I'm not sure I understand: SAX literally stands for "Streaming API for XML" and looking at its README example, I would expect it to allow multiple .write calls with partial chunks before calling the final .close
What are the good options for a streaming Node parser to build on top of?
All the various streaming parsers I've found were built on sax-js, so I'd go for that.
Streaming support with lazy seqs would be great!
Here is the crux: Lazy Sequences in are not really an option for IO in JS, since everything is non-blocking. So, where as in java you can happily block your thread, while waiting for input in a lazy-seq's .next, you can't do that in JS. Presumably, there are options for blocking IO in Node.js, but that would be node-only and still horrible due to the single-threaded nature of node programs. This is also the reason there exists no XML Pull API (StAX) for JS.

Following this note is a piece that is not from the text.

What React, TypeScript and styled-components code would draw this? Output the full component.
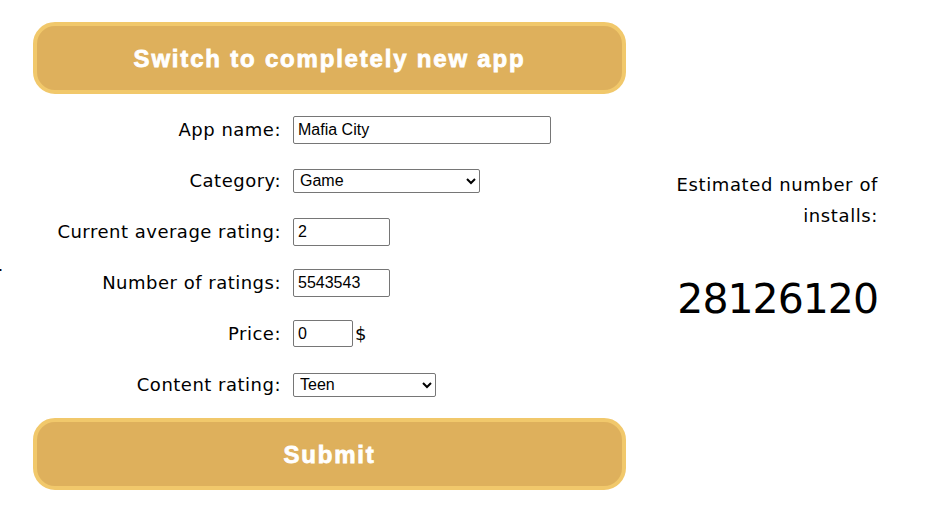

data.xml is built on StAX, because it's a natural fit for lazy-seq's and because this was the preferred way to do stream processing in clojure back then. SAX on the other hand, is a push model which is a good fit for JS, since your program is driven by incoming IO.
Recently, clojure has gained solid support for push streams in the form of transducers. I am hammocking on the possibilities for basing data.xml on transducers, so that StAX and SAX sources could be supported uniformly. As a bonus, this has the potential of making data.xml faster, due to reducing intermediate allocation.